Start of Information shown
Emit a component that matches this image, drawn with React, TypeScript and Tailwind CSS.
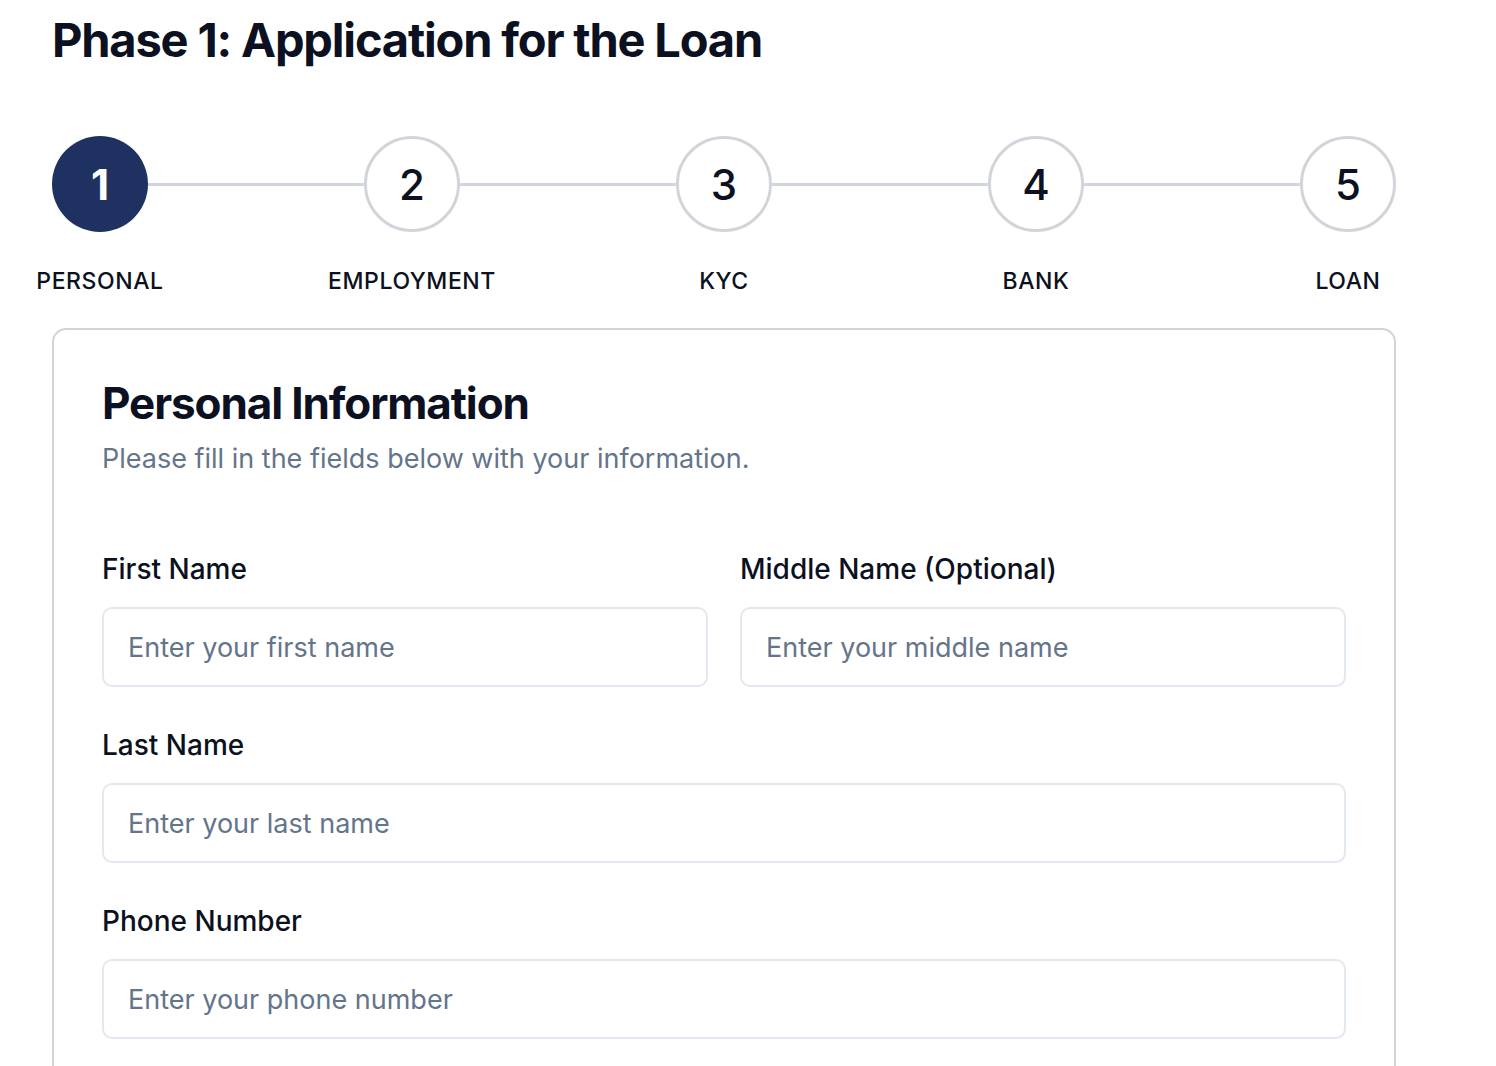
import React from "react";

const steps = [
  { n: 1, label: "PERSONAL" },
  { n: 2, label: "EMPLOYMENT" },
  { n: 3, label: "KYC" },
  { n: 4, label: "BANK" },
  { n: 5, label: "LOAN" },
];

const Field = ({
  label,
  placeholder,
}: {
  label: string;
  placeholder: string;
}) => (
  <div className="flex flex-col gap-[20px]">
    <label className="text-[28px] leading-[36px] font-medium text-[#0b1120]">
      {label}
    </label>
    <input
      type="text"
      placeholder={placeholder}
      className="h-[80px] w-full rounded-[10px] border-2 border-[#e2e8f0] bg-white px-[24px] text-[27px] text-[#0b1120] placeholder:text-[#64748b] outline-none"
    />
  </div>
);

const App = () => {
  return (
    <div
      className="min-h-screen bg-white text-[#0b1120]"
      style={{ fontFamily: "Inter, 'Noto Sans', sans-serif" }}
    >
      <div className="ml-[52px] w-[1344px] pt-[12px]">
        <h1 className="text-[47px] leading-[56px] font-bold tracking-tight">
          Phase 1: Application for the Loan
        </h1>

        {/* stepper */}
        <div className="mt-[68px] flex items-center">
          {steps.map((s, i) => (
            <React.Fragment key={s.n}>
              {i > 0 && <div className="h-[3px] flex-1 bg-[#d1d5db]" />}
              {i === 0 ? (
                <div className="flex h-[96px] w-[96px] items-center justify-center rounded-full bg-[#1f3161] text-[42px] font-bold text-white">
                  {s.n}
                </div>
              ) : (
                <div className="flex h-[96px] w-[96px] items-center justify-center rounded-full border-[3px] border-[#d1d5db] bg-white text-[42px] font-medium text-[#0b1120]">
                  {s.n}
                </div>
              )}
            </React.Fragment>
          ))}
        </div>
        <div className="mt-[34px] flex">
          {steps.map((s, i) => (
            <React.Fragment key={s.n}>
              {i > 0 && <div className="flex-1" />}
              <div className="flex w-[96px] justify-center">
                <span className="whitespace-nowrap text-[23px] leading-[30px] font-medium tracking-wide text-[#0b1120]">
                  {s.label}
                </span>
              </div>
            </React.Fragment>
          ))}
        </div>

        {/* card */}
        <div className="mt-[32px] rounded-[14px] border-2 border-[#d1d5db] px-[48px] pt-[47px] pb-[64px]">
          <h2 className="text-[44px] leading-[52px] font-bold tracking-tight text-[#0b1120]">
            Personal Information
          </h2>
          <p className="mt-[12px] text-[27px] leading-[36px] text-[#64748b]">
            Please fill in the fields below with your information.
          </p>

          <div className="mt-[74px] flex flex-col gap-[40px]">
            <div className="grid grid-cols-2 gap-[32px]">
              <Field label="First Name" placeholder="Enter your first name" />
              <Field
                label="Middle Name (Optional)"
                placeholder="Enter your middle name"
              />
            </div>
            <Field label="Last Name" placeholder="Enter your last name" />
            <Field label="Phone Number" placeholder="Enter your phone number" />
          </div>
        </div>
      </div>
    </div>
  );
};

export default App;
End of Information shown
# [Objective]
Copy out each line word for word, please, skipping the images.

# [Problem solution]
Emit a component that matches this image, drawn with React, TypeScript and Tailwind CSS.
import React from "react";

const steps = [
  { n: 1, label: "PERSONAL" },
  { n: 2, label: "EMPLOYMENT" },
  { n: 3, label: "KYC" },
  { n: 4, label: "BANK" },
  { n: 5, label: "LOAN" },
];

const Field = ({
  label,
  placeholder,
}: {
  label: string;
  placeholder: string;
}) => (
  <div className="flex flex-col gap-[20px]">
    <label className="text-[28px] leading-[36px] font-medium text-[#0b1120]">
      {label}
    </label>
    <input
      type="text"
      placeholder={placeholder}
      className="h-[80px] w-full rounded-[10px] border-2 border-[#e2e8f0] bg-white px-[24px] text-[27px] text-[#0b1120] placeholder:text-[#64748b] outline-none"
    />
  </div>
);

const App = () => {
  return (
    <div
      className="min-h-screen bg-white text-[#0b1120]"
      style={{ fontFamily: "Inter, 'Noto Sans', sans-serif" }}
    >
      <div className="ml-[52px] w-[1344px] pt-[12px]">
        <h1 className="text-[47px] leading-[56px] font-bold tracking-tight">
          Phase 1: Application for the Loan
        </h1>

        {/* stepper */}
        <div className="mt-[68px] flex items-center">
          {steps.map((s, i) => (
            <React.Fragment key={s.n}>
              {i > 0 && <div className="h-[3px] flex-1 bg-[#d1d5db]" />}
              {i === 0 ? (
                <div className="flex h-[96px] w-[96px] items-center justify-center rounded-full bg-[#1f3161] text-[42px] font-bold text-white">
                  {s.n}
                </div>
              ) : (
                <div className="flex h-[96px] w-[96px] items-center justify-center rounded-full border-[3px] border-[#d1d5db] bg-white text-[42px] font-medium text-[#0b1120]">
                  {s.n}
                </div>
              )}
            </React.Fragment>
          ))}
        </div>
        <div className="mt-[34px] flex">
          {steps.map((s, i) => (
            <React.Fragment key={s.n}>
              {i > 0 && <div className="flex-1" />}
              <div className="flex w-[96px] justify-center">
                <span className="whitespace-nowrap text-[23px] leading-[30px] font-medium tracking-wide text-[#0b1120]">
                  {s.label}
                </span>
              </div>
            </React.Fragment>
          ))}
        </div>

        {/* card */}
        <div className="mt-[32px] rounded-[14px] border-2 border-[#d1d5db] px-[48px] pt-[47px] pb-[64px]">
          <h2 className="text-[44px] leading-[52px] font-bold tracking-tight text-[#0b1120]">
            Personal Information
          </h2>
          <p className="mt-[12px] text-[27px] leading-[36px] text-[#64748b]">
            Please fill in the fields below with your information.
          </p>

          <div className="mt-[74px] flex flex-col gap-[40px]">
            <div className="grid grid-cols-2 gap-[32px]">
              <Field label="First Name" placeholder="Enter your first name" />
              <Field
                label="Middle Name (Optional)"
                placeholder="Enter your middle name"
              />
            </div>
            <Field label="Last Name" placeholder="Enter your last name" />
            <Field label="Phone Number" placeholder="Enter your phone number" />
          </div>
        </div>
      </div>
    </div>
  );
};

export default App;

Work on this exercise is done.